Republican in Georgia runoff election denies trying run as a Democrat

Long before Republican Philip Singleton launched a campaign as a conservative candidate for an open Georgia House seat, he walked into a Democratic Party meeting to court more liberal voters.

What exactly he said during the Coweta County Democratic Party meeting in August 2017 to promote his long-shot U.S. House campaign is not clear. Singleton says he didn’t try to identify as a Democrat or an independent candidate, but two attendees said he didn’t exactly align himself with the Republican Party either.

Those remarks matter more now as Singleton faces an Oct. 1 runoff against fellow Republican Marcy Westmoreland Sakrison for the Newnan-based seat vacated by Republican state Rep. David Stover.

Singleton was the top finisher in the Sept. 3 election, securing about 37% of the vote. Sakrison received about 34%. Since neither won a majority of the ballots cast, a runoff is required.

Singleton and Sakrison are jockeying for conservative voters — and engaging in a proxy fight over Republican House Speaker David Ralston. Any suggestion that Singleton once considered abandoning the party could hurt him.

He has pushed back hard on those claims, saying his ideals of small government, balancing the budget and lowering taxes make him the true conservative in the race.

“I’ve been a Republican my whole life,” he said. “At no time did I ever pretend to be anything other than what I am.”

But Sakrison — daughter of former U.S. Rep. Lynn Westmoreland, who now serves on the state Board of Transportation — makes sure to mention her opponent’s visits to two Democratic Party meetings is part of her closing pitch to voters. At a recent debate in Newnan, she accused him of trying to run as a Democrat or an independent.

“Republicans deserve a real conservative, not a member of the ‘opportunist party,’ ” Sakrison said in a statement to The Atlanta Journal-Constitution.

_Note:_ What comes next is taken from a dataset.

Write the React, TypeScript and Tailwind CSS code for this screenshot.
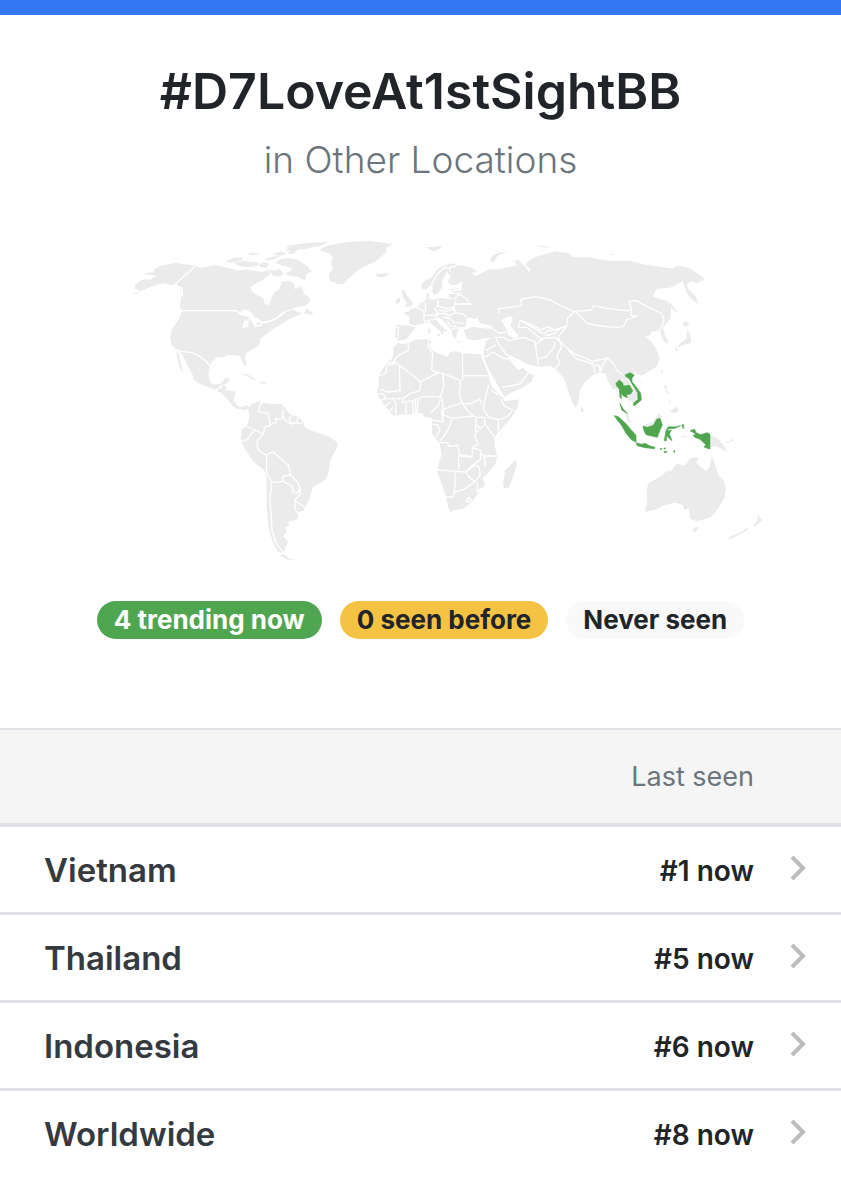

Singleton, an Army veteran, ran as a Republican in 2018 against incumbent U.S. Rep. Drew Ferguson in Georgia’s 3rd Congressional District. He lost the Republican primary, getting about 26% of the vote.

As he was ramping up his congressional campaign, Singleton said he visited the Democratic Party meetings of Coweta and Carroll counties in 2017 to learn what issues were important to them.

Bryce Remkes, who lived in Coweta County at the time, said Singleton attended the Coweta meeting in August 2017 and asked to speak.

“He said he was running for Congress, that he was not a Democrat and not a Republican but was an independent,” Remkes said. “And he said his affiliation did not all align with the Republican Party. He wanted to run as an independent.”

Remkes, who briefly sought the Democratic nomination to challenge Stover in 2017 before dropping out of the race, said Singleton asked those at the meeting to consider voting for him if they did not want to support the Democrat in the congressional race.

Jimmy Glenn, who served as the Coweta County Democratic Party’s first vice chairman at the time, remembered Singleton’s visit differently. Glenn said Singleton introduced himself as the Democratic candidate in the congressional race.

While Singleton spoke to attendees, Glenn said he pulled up Singleton’s website on his cellphone, where it said Singleton was a Republican.

“The chair then stood up and cut him off at that point,” Glenn said. “The things he was saying to the group did not match what his website was saying.”

Singleton said he never tried to pretend he was a Democrat. He said as soon as the Coweta Democrats learned that he was a Republican, he was asked to leave.

Singleton said he identified himself as an independent in his initial Federal Elections Commission fundraising paperwork to “prevent the (Republican) establishment from attacking me.”

“I think the timing is interesting,” he said. “It mirrors, exactly, the lies being spread about me from my opponent’s campaign. It’s a coordinated effort by the establishment campaign to paint me as something I’m not.”

Sakrison is supported by prominent Republicans, including Ralston, while Singleton has called on the Blue Ridge Republican to step down as House speaker.

Ralston, a defense attorney, has come under criticism after an investigation this year by The Atlanta Journal-Constitution and Channel 2 Action News showed he had a long history of delaying criminal cases by claiming court dates interfered with his legislative duties.